Bug #20425 Incomplete percent-encoding of userinfo, path and query
Submitted: 2014-10-09 06:23 UTC
From: pracj3am Assigned:
Status: Open Package: Net_URL2 (version 2.0.9)
PHP Version: Irrelevant OS:
Roadmaps: (Not assigned)    
Subscription  


 [2014-10-09 06:23 UTC] pracj3am (Jan Prachar)
Description: ------------ When parsing URI, characters that are invalid are percent-encoded in the userinfo, path and query part (method _encodeData). But there are more characters that should be percent-encoded according to rfc3986 like [ ] | ` { }. Concretely this is the whole set: [\x-\x20\x22\x3C\x3E\5B-\5E\x60\7B-\7D\7F-\FF] Also the same charcters should be pecent-encoded in a fragment part. Test script: --------------- echo (new Net_URL2('http://user[1]@example.com/p\s/|" ?{}#^'))->getUrl(); Expected result: ---------------- http://user%5B1%5D@example.com/p%5Cs/%7C%22%20?%7B%7D#%5E Actual result: -------------- http://user[1]@example.com/p\s/|%22%20?{}#^

Comments

 [2014-10-09 15:46 UTC] tkli (Tom Klingenberg)
IIRC that special handling has been done to align wrong input handling with that how browsers do it with their URI treatment. Strictly, Net_URL2 expects those parts to be correctly encoded already. However this should make it more robust so that Net_URL2 can accept URIs that are acceptable by browsers as well without running into double-encode problems: The example URI you give: http://user[1]@example.com/p\s/|" ?{}#^ for example is turned when entered into Chromium into the following effective request URI (fragment is kept in client): http://user%5B1%5D@example.com/p/s/%7C%22%20?{} This is similar to how Net_URL2 already does it: http://user[1]@example.com/p\s/|%22%20?{}#^ The differences I see is with the square brackets, the slash-correction and pipe symbol. Angle-brackets do not need to be converted and question mark would result in data-loss (separator) if it would have. There is a documentation problem however because the comment does not cover the userinfo part in the docblock of Net_URL2::_encodeData : * Encode characters that might have been forgotten to encode when passing * in an URL. Applied onto Path and Query. As with any fuzzy logic, this method is a best guess. When I introduced it, I did check that with browser behavior. Now re-checking it and seeing the differences to Chromium, I can't say why or why not I didn't cover square brackets for example. It's perhaps best to research browser behaviors again and list those incl. the results and the test-URIs. I might still have some notes about that on the one or other computer. I might be able to gather that later on.
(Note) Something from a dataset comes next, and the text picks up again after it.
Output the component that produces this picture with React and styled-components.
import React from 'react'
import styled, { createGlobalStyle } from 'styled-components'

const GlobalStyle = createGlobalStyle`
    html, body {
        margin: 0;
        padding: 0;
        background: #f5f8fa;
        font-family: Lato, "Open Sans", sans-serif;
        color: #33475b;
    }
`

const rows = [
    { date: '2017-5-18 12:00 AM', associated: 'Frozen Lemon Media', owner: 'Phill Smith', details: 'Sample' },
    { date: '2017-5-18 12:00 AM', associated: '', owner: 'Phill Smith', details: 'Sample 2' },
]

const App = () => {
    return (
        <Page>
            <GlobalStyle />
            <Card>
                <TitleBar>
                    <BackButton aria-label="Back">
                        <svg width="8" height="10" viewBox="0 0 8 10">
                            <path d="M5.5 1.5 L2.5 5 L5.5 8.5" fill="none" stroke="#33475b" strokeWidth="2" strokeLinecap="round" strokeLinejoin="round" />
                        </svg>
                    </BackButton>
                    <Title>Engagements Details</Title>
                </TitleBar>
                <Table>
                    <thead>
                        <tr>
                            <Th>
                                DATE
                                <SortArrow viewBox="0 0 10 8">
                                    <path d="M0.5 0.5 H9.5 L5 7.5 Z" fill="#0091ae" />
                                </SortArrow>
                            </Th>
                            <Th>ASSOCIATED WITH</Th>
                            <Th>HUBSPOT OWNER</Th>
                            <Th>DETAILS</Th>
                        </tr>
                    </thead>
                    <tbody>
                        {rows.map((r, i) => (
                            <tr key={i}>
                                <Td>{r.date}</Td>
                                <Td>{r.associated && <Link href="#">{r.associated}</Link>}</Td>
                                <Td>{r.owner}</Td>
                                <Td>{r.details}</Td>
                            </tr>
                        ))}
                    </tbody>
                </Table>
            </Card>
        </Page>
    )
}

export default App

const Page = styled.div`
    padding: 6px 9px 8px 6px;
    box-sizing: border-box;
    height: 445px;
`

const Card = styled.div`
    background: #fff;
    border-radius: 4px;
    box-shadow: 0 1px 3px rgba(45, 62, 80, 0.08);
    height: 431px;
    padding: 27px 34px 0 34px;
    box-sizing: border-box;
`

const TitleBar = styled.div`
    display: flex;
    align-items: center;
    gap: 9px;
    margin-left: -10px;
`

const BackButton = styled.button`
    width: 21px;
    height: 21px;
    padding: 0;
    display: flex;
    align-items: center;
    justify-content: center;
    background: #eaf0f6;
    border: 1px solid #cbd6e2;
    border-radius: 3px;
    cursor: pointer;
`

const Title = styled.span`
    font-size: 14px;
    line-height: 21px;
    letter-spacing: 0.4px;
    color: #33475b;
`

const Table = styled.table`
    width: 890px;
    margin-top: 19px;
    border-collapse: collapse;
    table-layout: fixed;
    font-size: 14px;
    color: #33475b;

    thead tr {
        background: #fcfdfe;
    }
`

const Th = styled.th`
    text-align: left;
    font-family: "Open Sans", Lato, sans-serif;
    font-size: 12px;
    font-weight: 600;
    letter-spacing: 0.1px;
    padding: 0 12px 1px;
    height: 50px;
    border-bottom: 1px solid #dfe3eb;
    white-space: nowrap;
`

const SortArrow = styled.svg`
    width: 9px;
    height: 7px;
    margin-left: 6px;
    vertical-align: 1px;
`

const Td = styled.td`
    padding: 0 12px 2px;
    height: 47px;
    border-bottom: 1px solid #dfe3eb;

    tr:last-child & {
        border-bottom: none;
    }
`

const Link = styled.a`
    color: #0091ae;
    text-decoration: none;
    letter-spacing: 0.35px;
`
 [2014-10-09 17:38 UTC] pracj3am (Jan Prachar)
I also experimented with different browsers. For eaxmple following URL 'http://example.com/ "<>[]\{}|`^? "<>[]\{}|`^' Chromium turn into GET /%20%22%3C%3E[]/%7B%7D%7C%60%5E?%20%22%3C%3E[]\{}|`^ Firefox GET /%20%22%3C%3E%5B%5D%5C%7B%7D|%60%5E?%20%22%3C%3E[]\{}|%60^ So in the path component Chromium encodes everything except square brackets and backslash (turned into slash). While Firefox encodes everything but |. In the query component they are quite permitive. Notice that not encoding square brackets was reported as bug in Firefox and fixed recently see https://bugzilla.mozilla.org/show_bug.cgi?id=473822 Anyway I think you cannot make any harmm if you ancode all invalid characters.
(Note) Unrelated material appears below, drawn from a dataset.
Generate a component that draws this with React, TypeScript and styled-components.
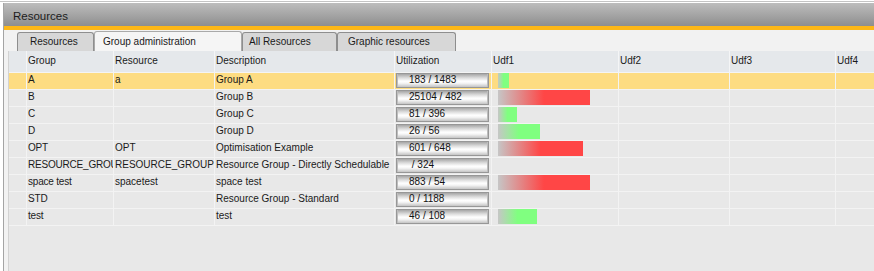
import React from "react";
import styled, { createGlobalStyle, css } from "styled-components";

const GlobalStyle = createGlobalStyle`
  html, body { margin: 0; padding: 0; background: #ffffff; }
  body { font-family: "Liberation Sans", Arial, sans-serif; color: #1a1a1a; }
  * { box-sizing: border-box; }
`;

const COLS = "18px 87px 101px 180px 97px 127px 111px 106px 130px";

const Page = styled.div`
  width: 874px;
  height: 271px;
  overflow: hidden;
  padding-top: 1px;
  display: flex;
  flex-direction: column;
  background: #ffffff;
`;

const TopRule = styled.div`
  height: 1px;
  background: #c4c4c4;
  margin-bottom: 1px;
  flex: none;
`;

const Window = styled.div`
  flex: 1;
  margin-left: 3px;
  border-left: 1px solid #a4a4a4;
  display: flex;
  flex-direction: column;
  min-height: 0;
`;

const TitleBar = styled.div`
  height: 27px;
  flex: none;
  padding: 4px 0 0 9px;
  background: linear-gradient(#bdbdbd, #8e8e8e);
  border-bottom: 4px solid #fdb717;
  font-size: 11.5px;
  line-height: 19px;
  color: #1c1c1c;
`;

const Body = styled.div`
  flex: 1;
  background: #f2f2f2;
  padding-left: 4px;
  display: flex;
  flex-direction: column;
  min-height: 0;
`;

const TabStrip = styled.div`
  height: 21px;
  flex: none;
  padding-left: 9px;
  display: flex;
  align-items: flex-end;
`;

const Tab = styled.div<{ $active?: boolean; $w: number; $pad: number }>`
  width: ${(p) => p.$w}px;
  padding-left: ${(p) => p.$pad}px;
  font-size: 10px;
  line-height: 13px;
  white-space: nowrap;
  border: 1px solid #8e8e8e;
  border-bottom: none;
  border-radius: 3px 3px 0 0;
  color: #1a1a1a;
  ${(p) =>
    p.$active
      ? css`
          height: 20px;
          padding-top: 3px;
          background: #f5f5f5;
          border-color: #a9a9a9;
        `
      : css`
          height: 19px;
          padding-top: 2px;
          background: #d7d7d7;
        `}
`;

const Grid = styled.div`
  flex: 1;
  background: #e8e8e8;
  border-left: 1px solid #d2d2d2;
  min-height: 0;
  overflow: hidden;
`;

const HeaderRow = styled.div`
  display: grid;
  grid-template-columns: ${COLS};
  height: 22px;
  background: #e5e8eb;
  border-bottom: 1px solid #f4f4f4;
`;

const HeaderCell = styled.div`
  border-right: 1px solid #f4f5f6;
  padding: 3px 0 0 1px;
  font-size: 10px;
  line-height: 13px;
  white-space: nowrap;
  overflow: hidden;
`;

const Row = styled.div<{ $selected?: boolean }>`
  display: grid;
  grid-template-columns: ${COLS};
  height: 17px;
  border-bottom: 1px solid #f3f3f3;
  background: ${(p) => (p.$selected ? "#fddc82" : "#e8e8e8")};
`;

const Cell = styled.div`
  height: 16px;
  border-right: 1px solid #f3f3f3;
  padding-left: 1px;
  font-size: 10px;
  line-height: 13px;
  white-space: nowrap;
  overflow: hidden;
`;

const GroupCell = styled(Cell)`
  letter-spacing: -0.2px;
`;

const UtilCell = styled(Cell)`
  padding-left: 1px;
`;

const UtilBox = styled.div`
  width: 93px;
  height: 15px;
  border: 1px solid #979797;
  padding-left: 12px;
  background: linear-gradient(#a6a6a6 0%, #dcdcdc 30%, #ffffff 55%, #f6f6f6 70%, #c4c4c4 100%);
  box-shadow: inset 1px 0 0 #bdbdbd, inset -1px 0 0 #bdbdbd;
  font-size: 10px;
  line-height: 11px;
  color: #111;
  white-space: pre;
`;

const BarCell = styled(Cell)`
  padding-left: 6px;
`;

const Bar = styled.div<{ $tone: "green" | "red" }>`
  height: 15px;
  background: ${(p) =>
    p.$tone === "green"
      ? "linear-gradient(to right, #c6c6c6 0%, #80ff80 50%, #80ff80 100%)"
      : "linear-gradient(to right, #c6c6c6 0%, #ff4646 50%, #ff4646 100%)"};
`;

type RowData = {
  group: string;
  resource: string;
  description: string;
  util: string;
  bar: number;
  tone: "green" | "red";
  selected?: boolean;
};

const rows: RowData[] = [
  { group: "A", resource: "a", description: "Group A", util: "183 / 1483", bar: 11, tone: "green", selected: true },
  { group: "B", resource: "", description: "Group B", util: "25104 / 482", bar: 92, tone: "red" },
  { group: "C", resource: "", description: "Group C", util: "81 / 396", bar: 19, tone: "green" },
  { group: "D", resource: "", description: "Group D", util: "26 / 56", bar: 42, tone: "green" },
  { group: "OPT", resource: "OPT", description: "Optimisation Example", util: "601 / 648", bar: 85, tone: "red" },
  { group: "RESOURCE_GROUP", resource: "RESOURCE_GROUP", description: "Resource Group - Directly Schedulable", util: " / 324", bar: 0, tone: "green" },
  { group: "space test", resource: "spacetest", description: "space test", util: "883 / 54", bar: 92, tone: "red" },
  { group: "STD", resource: "", description: "Resource Group - Standard", util: "0 / 1188", bar: 0, tone: "green" },
  { group: "test", resource: "", description: "test", util: "46 / 108", bar: 39, tone: "green" },
];

const headers = ["", "Group", "Resource", "Description", "Utilization", "Udf1", "Udf2", "Udf3", "Udf4"];

const tabs = [
  { label: "Resources", w: 77, pad: 12 },
  { label: "Group administration", w: 148, pad: 8, active: true },
  { label: "All Resources", w: 95, pad: 6 },
  { label: "Graphic resources", w: 119, pad: 10 },
];

export default function App() {
  return (
    <>
      <GlobalStyle />
      <Page>
        <TopRule />
        <Window>
          <TitleBar>Resources</TitleBar>
          <Body>
            <TabStrip>
              {tabs.map((t) => (
                <Tab key={t.label} $active={t.active} $w={t.w} $pad={t.pad}>
                  {t.label}
                </Tab>
              ))}
            </TabStrip>
            <Grid>
              <HeaderRow>
                {headers.map((h, i) => (
                  <HeaderCell key={i}>{h}</HeaderCell>
                ))}
              </HeaderRow>
              {rows.map((r) => (
                <Row key={r.group} $selected={r.selected}>
                  <Cell />
                  <GroupCell>{r.group}</GroupCell>
                  <Cell>{r.resource}</Cell>
                  <Cell>{r.description}</Cell>
                  <UtilCell>
                    <UtilBox>{r.util}</UtilBox>
                  </UtilCell>
                  <BarCell>
                    {r.bar > 0 && <Bar $tone={r.tone} style={{ width: r.bar }} />}
                  </BarCell>
                  <Cell />
                  <Cell />
                  <Cell />
                </Row>
              ))}
            </Grid>
          </Body>
        </Window>
      </Page>
    </>
  );
}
 [2014-10-09 18:14 UTC] tkli (Tom Klingenberg)
That's good info. I think we should do a matrix specifying which part (userinfo, host, path, query, fragment) should deal with which characters. E.g. the Firefox issue you refer to is about the query if I grasped it right. We then can put it to a test and have it properly specified. This should make clear what the intend is and how it was solved.
 [2014-10-09 18:24 UTC] tkli (Tom Klingenberg)
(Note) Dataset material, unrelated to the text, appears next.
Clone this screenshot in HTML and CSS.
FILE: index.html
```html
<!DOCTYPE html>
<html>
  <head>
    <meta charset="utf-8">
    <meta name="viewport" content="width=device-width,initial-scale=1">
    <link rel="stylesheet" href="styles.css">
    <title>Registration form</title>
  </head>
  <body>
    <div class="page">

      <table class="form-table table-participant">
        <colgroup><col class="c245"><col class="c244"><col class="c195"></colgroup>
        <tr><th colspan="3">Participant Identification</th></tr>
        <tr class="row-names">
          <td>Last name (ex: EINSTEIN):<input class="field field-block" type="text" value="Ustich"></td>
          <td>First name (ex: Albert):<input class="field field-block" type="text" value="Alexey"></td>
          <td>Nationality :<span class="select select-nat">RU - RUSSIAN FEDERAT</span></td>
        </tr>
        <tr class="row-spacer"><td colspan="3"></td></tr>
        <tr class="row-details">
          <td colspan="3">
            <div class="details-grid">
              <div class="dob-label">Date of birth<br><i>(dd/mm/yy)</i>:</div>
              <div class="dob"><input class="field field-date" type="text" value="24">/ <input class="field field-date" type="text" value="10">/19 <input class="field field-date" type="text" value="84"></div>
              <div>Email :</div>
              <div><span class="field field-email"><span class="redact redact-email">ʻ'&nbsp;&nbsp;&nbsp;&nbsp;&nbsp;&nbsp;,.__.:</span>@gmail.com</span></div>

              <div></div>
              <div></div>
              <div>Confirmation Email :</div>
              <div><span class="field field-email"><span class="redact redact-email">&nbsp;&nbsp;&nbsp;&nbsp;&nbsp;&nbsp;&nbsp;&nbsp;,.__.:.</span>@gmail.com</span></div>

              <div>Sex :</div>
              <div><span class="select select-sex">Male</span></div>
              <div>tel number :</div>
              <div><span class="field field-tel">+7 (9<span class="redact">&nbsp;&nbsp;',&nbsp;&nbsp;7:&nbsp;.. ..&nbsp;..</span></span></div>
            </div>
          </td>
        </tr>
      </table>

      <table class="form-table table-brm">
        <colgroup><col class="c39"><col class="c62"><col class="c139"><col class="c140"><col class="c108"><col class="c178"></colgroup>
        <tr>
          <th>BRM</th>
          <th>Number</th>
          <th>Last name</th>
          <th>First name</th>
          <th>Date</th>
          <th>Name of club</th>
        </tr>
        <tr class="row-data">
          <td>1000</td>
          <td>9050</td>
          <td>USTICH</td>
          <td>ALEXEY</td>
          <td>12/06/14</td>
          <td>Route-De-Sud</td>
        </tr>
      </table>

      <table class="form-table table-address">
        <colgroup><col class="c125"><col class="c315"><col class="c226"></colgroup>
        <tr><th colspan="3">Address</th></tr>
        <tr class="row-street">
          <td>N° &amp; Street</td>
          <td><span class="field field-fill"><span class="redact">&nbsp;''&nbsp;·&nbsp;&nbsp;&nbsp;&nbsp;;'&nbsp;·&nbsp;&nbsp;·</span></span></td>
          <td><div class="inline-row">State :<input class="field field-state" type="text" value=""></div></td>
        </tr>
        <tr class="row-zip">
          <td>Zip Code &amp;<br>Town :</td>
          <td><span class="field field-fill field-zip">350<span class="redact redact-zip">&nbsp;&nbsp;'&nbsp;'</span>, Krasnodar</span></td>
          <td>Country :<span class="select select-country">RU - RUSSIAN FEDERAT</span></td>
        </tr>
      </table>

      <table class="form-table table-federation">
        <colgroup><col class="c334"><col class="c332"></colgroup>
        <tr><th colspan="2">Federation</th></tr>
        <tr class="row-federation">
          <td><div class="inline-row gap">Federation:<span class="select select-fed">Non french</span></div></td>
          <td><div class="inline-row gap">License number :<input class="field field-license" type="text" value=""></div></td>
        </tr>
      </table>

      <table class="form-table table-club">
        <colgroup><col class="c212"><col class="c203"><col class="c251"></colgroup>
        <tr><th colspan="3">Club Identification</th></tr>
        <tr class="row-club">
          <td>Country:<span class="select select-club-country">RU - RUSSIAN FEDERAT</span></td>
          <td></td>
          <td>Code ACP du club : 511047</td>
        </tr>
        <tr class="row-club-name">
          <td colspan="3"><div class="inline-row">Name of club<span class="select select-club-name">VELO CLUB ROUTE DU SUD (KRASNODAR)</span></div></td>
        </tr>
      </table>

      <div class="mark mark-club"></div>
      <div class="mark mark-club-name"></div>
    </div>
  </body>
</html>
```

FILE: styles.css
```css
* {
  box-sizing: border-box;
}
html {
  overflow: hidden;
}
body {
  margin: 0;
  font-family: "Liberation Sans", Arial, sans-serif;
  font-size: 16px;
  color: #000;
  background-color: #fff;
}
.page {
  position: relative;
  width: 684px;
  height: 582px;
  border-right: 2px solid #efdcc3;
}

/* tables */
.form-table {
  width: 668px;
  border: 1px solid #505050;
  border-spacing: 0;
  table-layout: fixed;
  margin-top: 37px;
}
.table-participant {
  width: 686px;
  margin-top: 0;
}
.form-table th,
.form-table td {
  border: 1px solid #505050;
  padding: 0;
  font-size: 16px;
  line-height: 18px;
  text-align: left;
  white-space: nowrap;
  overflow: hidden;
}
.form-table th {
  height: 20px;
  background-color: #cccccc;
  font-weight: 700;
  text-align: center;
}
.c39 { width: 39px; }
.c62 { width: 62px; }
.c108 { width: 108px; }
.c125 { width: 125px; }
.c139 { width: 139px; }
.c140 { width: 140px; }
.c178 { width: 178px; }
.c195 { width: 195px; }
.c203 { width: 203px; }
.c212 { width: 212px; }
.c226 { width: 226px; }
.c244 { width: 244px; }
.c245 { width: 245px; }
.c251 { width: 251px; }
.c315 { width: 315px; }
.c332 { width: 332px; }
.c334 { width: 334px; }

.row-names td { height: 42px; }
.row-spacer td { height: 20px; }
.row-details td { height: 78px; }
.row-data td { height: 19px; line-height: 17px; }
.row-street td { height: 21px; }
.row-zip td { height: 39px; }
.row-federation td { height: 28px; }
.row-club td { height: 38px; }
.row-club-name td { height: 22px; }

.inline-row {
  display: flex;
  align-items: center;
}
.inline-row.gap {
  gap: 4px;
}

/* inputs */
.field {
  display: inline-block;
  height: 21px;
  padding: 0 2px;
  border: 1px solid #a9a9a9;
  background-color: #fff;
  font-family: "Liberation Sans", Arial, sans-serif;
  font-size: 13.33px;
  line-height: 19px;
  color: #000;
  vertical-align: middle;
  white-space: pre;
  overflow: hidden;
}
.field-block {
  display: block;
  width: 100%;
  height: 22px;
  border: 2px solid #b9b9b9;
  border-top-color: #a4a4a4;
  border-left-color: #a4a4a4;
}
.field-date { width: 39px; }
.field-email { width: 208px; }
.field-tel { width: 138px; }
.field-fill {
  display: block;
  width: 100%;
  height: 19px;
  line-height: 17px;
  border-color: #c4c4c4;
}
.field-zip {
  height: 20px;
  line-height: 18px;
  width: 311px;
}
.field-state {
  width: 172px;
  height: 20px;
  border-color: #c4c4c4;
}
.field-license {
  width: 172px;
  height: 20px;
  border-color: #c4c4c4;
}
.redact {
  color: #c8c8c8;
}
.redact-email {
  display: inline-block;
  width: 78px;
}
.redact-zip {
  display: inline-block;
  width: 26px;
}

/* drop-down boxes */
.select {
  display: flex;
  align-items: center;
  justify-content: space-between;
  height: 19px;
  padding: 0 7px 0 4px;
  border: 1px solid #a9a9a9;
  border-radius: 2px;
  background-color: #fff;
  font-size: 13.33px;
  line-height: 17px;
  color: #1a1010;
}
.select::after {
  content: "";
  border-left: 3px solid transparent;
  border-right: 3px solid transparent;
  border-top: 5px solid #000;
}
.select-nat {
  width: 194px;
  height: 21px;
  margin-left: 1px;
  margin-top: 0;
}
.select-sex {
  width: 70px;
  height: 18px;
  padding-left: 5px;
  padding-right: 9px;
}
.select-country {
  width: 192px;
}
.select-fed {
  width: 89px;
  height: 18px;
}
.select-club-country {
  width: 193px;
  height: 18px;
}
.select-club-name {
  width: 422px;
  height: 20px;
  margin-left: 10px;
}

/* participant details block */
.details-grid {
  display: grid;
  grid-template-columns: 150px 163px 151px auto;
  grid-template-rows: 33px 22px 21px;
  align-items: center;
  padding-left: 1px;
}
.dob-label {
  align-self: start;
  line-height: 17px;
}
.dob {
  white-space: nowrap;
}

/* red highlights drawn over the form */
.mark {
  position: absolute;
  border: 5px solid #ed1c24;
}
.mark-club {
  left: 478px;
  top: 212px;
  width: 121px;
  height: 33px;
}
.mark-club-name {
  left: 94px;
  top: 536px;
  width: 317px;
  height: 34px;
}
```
colons in path perhaps shouldn't be translated for interoperability reasons: http://en.wikipedia.org/wiki/File_URI_scheme#Windows_2
 [2014-10-10 04:23 UTC] tkli (Tom Klingenberg)
at least the documentation problem will be resolved in the next 2.0.10 release (just around the corner).
 [2014-11-24 15:18 UTC] pracj3am (Jan Prachar)
Do you need any help?
 [2014-11-27 15:52 UTC] tkli (Tom Klingenberg)
Hi Jan, some help would be great. A compilation which browser auto-converts which characters in a structured manner would be great (for which part) so it is easier to review (and implement) an accepted / safe way to deal with "readable" URLs as input. Additionally any kind of feedback is always welcome!
 [2014-12-29 16:57 UTC] tkli (Tom Klingenberg)
Hi Jan, I now could find more about the issue and how RFC3986 covers this. I've looked into it for the query part. It is possible to not percent-encode certain characters even thought they are reserved. This basically work for any character that has not other definition as separator for that part. However, an URI class should not just change these because those URIs are not equivalent / identical. So encoding or not encoding such a character can make a difference. I've also checked this quickly with chromium and the URI is not changed on these parts. This is an additional implication I think Net_URL2 should handle as well. I've also identified a flaw in URI normalization while looking into this, I don't think it's grave but technically it's a flaw as many parts do allow more characters from reserve already per the ABNF, but normalization does an urlencode(urldecode()) which does not take the concrete rules into account. I think about fixing this first.